At a time of higher environmental awareness, people need to recognize that contraception is not a durable consumption product. Contraception is part of a single-use product consumption pattern, generating pollution.  Some contraceptive methods, such as hormonal contraception, lead to the discharge of endocrine disruptors in the environment, harmful even at very low concentrations to the aquatic fauna and human health.[11]

 

Time to rethink contraception?

Criticizing contraception does not mean rejecting any control over sexuality and fecundity. However, as with every tool, methods of family planning need to be improved. Why not promot an alternative path to artificial contraception, safer for women’s health, equal among men and women and more natural?

To make informed and empowered decisions about their health, women need first to understand how their bodies work. However, today, most women lack knowledge about their fertility, hormones and other reproductive biomarkers. Thus, observing and understanding the biomarkers of their own cycles allows them to understand how methods of family planning work and which method is best for them. With these knowledge and information, women can become active participants in their health care and health decisions.

Men’s role must change to a shared-responsibility in contraception.

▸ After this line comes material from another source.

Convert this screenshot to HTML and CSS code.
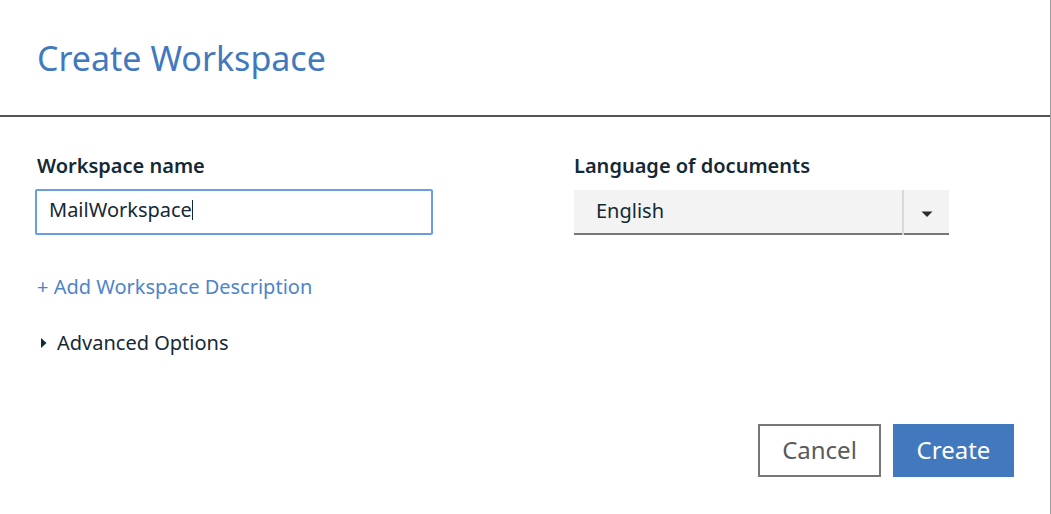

Their empowerment as accountable actors of sexuality will only be possible with mutual respect and approaching the sexual act as a significant, not just trivialized, event in life.

 

[1] http://assembly.coe.int/nw/xml/XRef/Xref-XML2HTML-EN.asp?fileid=25012&lang=en

[2] https://www.contraceptioninfo.eu/sites/contraceptioninfo.eu/files/map_cci-english_english_v9-web.pdf

[3] https://www.ined.fr/fr/tout-savoir-population/chiffres/france/avortements-contraception/avortements/

[4] Sedgh G, Henshaw S, Singh S, Åhman E, Shah IH, Induced abortion: estimated rates and trends worldwide, Lancet, vol 370, n°9595, 2007.

[5] Jürgen Dinger et al., Effectiveness of Oral Contraceptive Pills in a Large U.S. Cohort Comparing Progestogen and Regimen, 117 OBSTETRICS & GYNECOLOGY 33, 36 (2011).

[6] Nathalie Bajos et al., « La crise de la pilule en France : vers un nouveau modèle contraceptif ? », Population & Sociétés, n°511, mai 2014.

[7] Morgan A. Marks et al., Hormonal contraception and HPV: a tale of differing and overlapping mechanisms, 2 OPEN ACCESS J. CONTRACEPTION 161, 161 (2011).

[8] M. Kathleen Clark et al., Bone mineral density changes over two years in first-time users of depot medroxyprogesterone acetate, 82 FERTILITY & STERILITY 1580, 1584 (2004).

[9] Ana Raquel Gouvea Santos et al., Pain at insertion of the levonorgestrel-releasing intrauterine system in nulligravida and parous women with and without cesarean section, 88 CONTRACEPTION 164, 166–67 (2013).

[10] Ibid.

[11] Mylène de Champlain et al., « Une source importante de rejet d’hormones dans le milieu aquatique », Vecteur Environnement, mars 2013, p. 61-66.